Friday Chronicles; Are You Sure?

 

 


 

This morning I sat at my desk, tea cooling beside the laptop, a meeting invite blinking on the screen.
Before the first chime, I called Patricia into a meeting.

Patricia is me, of course—the part of me that still flinches at conflict, the girl who learned early that quiet could keep the house from breaking.

I ask her the same question every time:
“Why are you doing this?”

I grew up in a house where the air could shift in a heartbeat. My survival skill was simple: keep the peace. I became the easy child, the one who smoothed rough edges, the one who tried to offer my mother a small island of calm when the world around her refused to settle.
Obedient. Tractable.
I learned to silence my own needs for the greater good.

Somewhere along the way I built myself a mantra: See no evil, hear no evil, speak no evil.
I told my daughters about it recently—how those words kept me safe, sane, and together when the compound we lived in swirled with the good, the ugly, and the otherwise.

So many times I thought I was the fall guy. Mischief never fit me; the one time I strayed, I ended up pregnant. That sadness left a scar deeper than I admitted for years.

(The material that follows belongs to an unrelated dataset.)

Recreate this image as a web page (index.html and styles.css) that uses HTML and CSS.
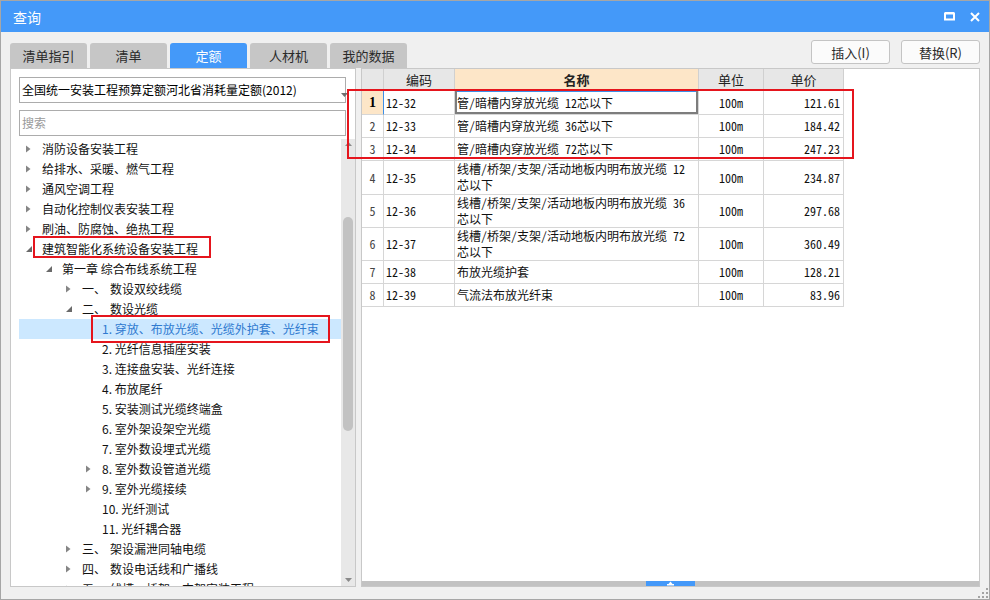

I wanted easy for my mother.
I wanted her to look at me and feel peace, even when the house was far from peaceful.
That mantra became my quiet shield—my way of walking away instead of wading into brawls, my way of keeping my mouth shut when words could ignite another fire.

But peace bought at the cost of self has a price.
It drains the room of creativity, dims the spark that makes decisions brave.
It turns life into a performance—polished, but never fully alive.

The first time I said no and the world did not collapse, something shifted.
A voice buried under years of obedience rose quietly to the surface.
Since then, each deliberate yes and each unapologetic no has been a small act of reclamation.
My voice is now loud, and it is mine.

I tell my daughters this and I tell you too:

Maybe you have a Patricia of your own.
Maybe today is the day you pause and ask her, Why do you say yes?

If the answer feels heavy, start small—one honest no, one sentence you have kept hidden.
The world will not fall apart when you choose yourself.

Because peace built on truth is worth the noise.
And a life anchored in purpose is the quiet that lasts.